2. The image formation apparatus according to claim 1,

wherein said second reasoner selects some measurement items from said plurality of measurement items so that an error between said amount of misregistration inferred by said first reasoner and said amount of misregistration inferred by said second reasoner is not greater than a predetermined threshold value.

3. The image formation apparatus according to claim 1,

wherein said second reasoner selects some measurement items from said plurality of measurement items again in accordance with a variation in said contribution to infer said amount of misregistration using the measurement data on said measurement items selected again.

4. The image formation apparatus according to claim 1, further comprising

an ejection controller for controlling the ejection of said second ink from said second ejection part, based on said amount of misregistration inferred by said second reasoner.

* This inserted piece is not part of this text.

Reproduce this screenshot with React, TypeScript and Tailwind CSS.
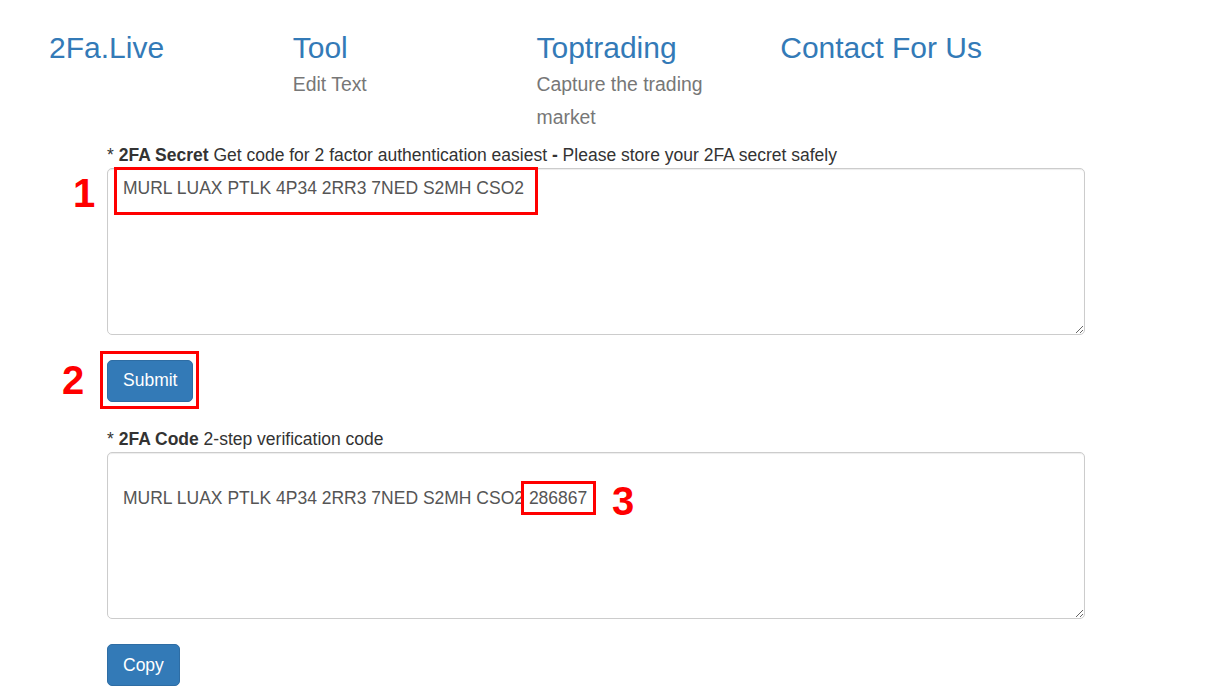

5. A method of forming an image comprising the steps of:

a) transporting an elongated strip-shaped base material along a predetermined transport path in a longitudinal direction of said base material;

b) ejecting a first ink toward said base material being transported according to said step a);

c) ejecting a second ink toward said base material being transported according to said step a) downstream from a position in which said first ink is ejected according to said step b);

d) acquiring measurement data for each of a plurality of measurement items about a state of said base material;

e) inferring the amount of misregistration between a first image formed on said base material according to said step b) and a second image formed on said base material according to said step c), based on the measurement data on said plurality of measurement items;

f) selecting some measurement items from said plurality of measurement items, based on a contribution of each measurement item to said amount of misregistration inferred according to said step e); and

g) inferring said amount of misregistration using the measurement data on said measurement items selected according to said step f).